Fetches content from a URL and converts it into a list of Document objects. If no content is extracted,

an empty list is returned.

Arguments:

  • url: URL to fetch content from.
  • timeout: Timeout in seconds for the request.
  • doc_kwargs: Optional kwargs to pass to the Document constructor.

Returns:

List of Document objects or an empty list if no content is extracted.

LinkContentFetcher.run

def run(query: Optional[str] = None,
        file_paths: Optional[List[str]] = None,
        labels: Optional[MultiLabel] = None,
        documents: Optional[List[Document]] = None,
        meta: Optional[dict] = None) -> Tuple[Dict, str]

Fetches content from a URL specified by query parameter and converts it into a list of Document objects.

param query: The query - a URL to fetch content from. param file_paths: Not used. param labels: Not used. param documents: Not used. param meta: Not used.
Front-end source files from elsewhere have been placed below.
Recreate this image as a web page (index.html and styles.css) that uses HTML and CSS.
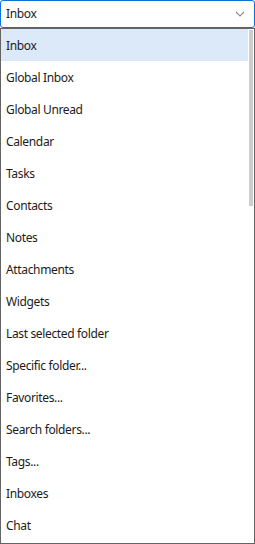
FILE: index.html
```html
<!DOCTYPE html>
<html lang="en">
<head>
  <meta charset="UTF-8" />
  <meta name="viewport" content="width=device-width, initial-scale=1" />
  <title>Folder picker</title>
  <link rel="stylesheet" href="styles.css">
</head>
<body>

<!-- Select -->
<div class="select">
  <span class="selectValue">Inbox</span>
  <svg class="chevron" width="10" height="6" viewBox="0 0 10 6">
    <path d="M1 1 L5 5 L9 1" fill="none" stroke="#8a8a8a" stroke-width="1.1" />
  </svg>
</div>

<!-- Dropdown list -->
<div class="list">
  <div class="item selected">Inbox</div>
  <div class="item">Global Inbox</div>
  <div class="item">Global Unread</div>
  <div class="item">Calendar</div>
  <div class="item">Tasks</div>
  <div class="item">Contacts</div>
  <div class="item">Notes</div>
  <div class="item">Attachments</div>
  <div class="item">Widgets</div>
  <div class="item">Last selected folder</div>
  <div class="item">Specific folder...</div>
  <div class="item">Favorites...</div>
  <div class="item">Search folders...</div>
  <div class="item">Tags...</div>
  <div class="item">Inboxes</div>
  <div class="item">Chat</div>
  <div class="scrollThumb"></div>
</div>

</body>
</html>
```

FILE: styles.css
```css
* { margin: 0; padding: 0; box-sizing: border-box; }
body {
  font-family: "Noto Sans", "Open Sans", sans-serif;
  font-size: 12px;
  letter-spacing: -0.35px;
  color: #1b1b1b;
  background: #fff;
  width: 255px;
  height: 544px;
  overflow: hidden;
}

/* Select */
.select {
  height: 28px;
  border: 1px solid #0a74da;
  border-radius: 3px;
  display: flex;
  align-items: center;
  justify-content: space-between;
  padding: 0 9px 0 5px;
}

.selectValue {
  line-height: 16px;
}

.chevron {
  display: block;
}

/* List */
.list {
  position: relative;
  height: 516px;
  border: 1px solid #646464;
  padding-right: 6px;
}

.item {
  height: 32px;
  display: flex;
  align-items: center;
  padding-left: 5px;
}

.item.selected {
  background: #dce9f9;
}

.scrollThumb {
  position: absolute;
  top: 1px;
  right: 1px;
  width: 4px;
  height: 176px;
  background: #cdcdcd;
}
```
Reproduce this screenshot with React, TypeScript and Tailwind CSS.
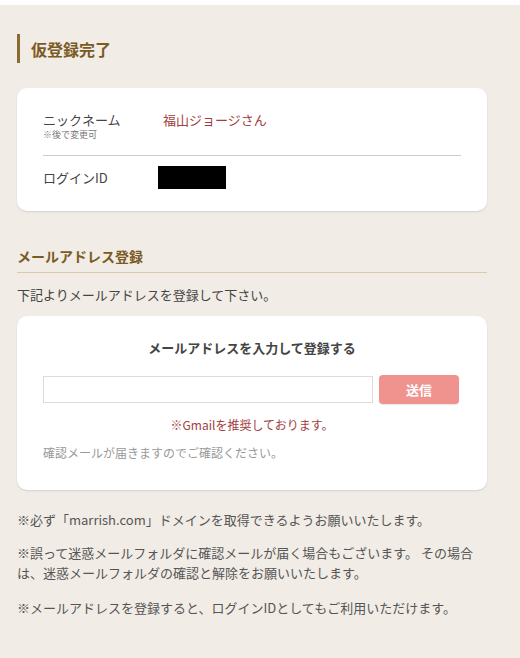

return: List of Document objects.

LinkContentFetcher.run_batch

def run_batch(queries: Optional[Union[str, List[str]]] = None,
              file_paths: Optional[List[str]] = None,
              labels: Optional[Union[MultiLabel, List[MultiLabel]]] = None,
              documents: Optional[Union[List[Document],
                                        List[List[Document]]]] = None,
              meta: Optional[Union[Dict[str, Any], List[Dict[str,
                                                             Any]]]] = None,
              params: Optional[dict] = None,
              debug: Optional[bool] = None)

Takes a list of queries, where each query is expected to be a URL. For each query, the method fetches content from the specified URL and transforms it into a list of Document objects. The output is a list of these document lists, where each individual list of Document objects corresponds to the content retrieved

param queries: List of queries - URLs to fetch content from. param file_paths: Not used. param labels: Not used. param documents: Not used. param meta: Not used. param params: Not used. param debug: Not used.

return: List of lists of Document objects.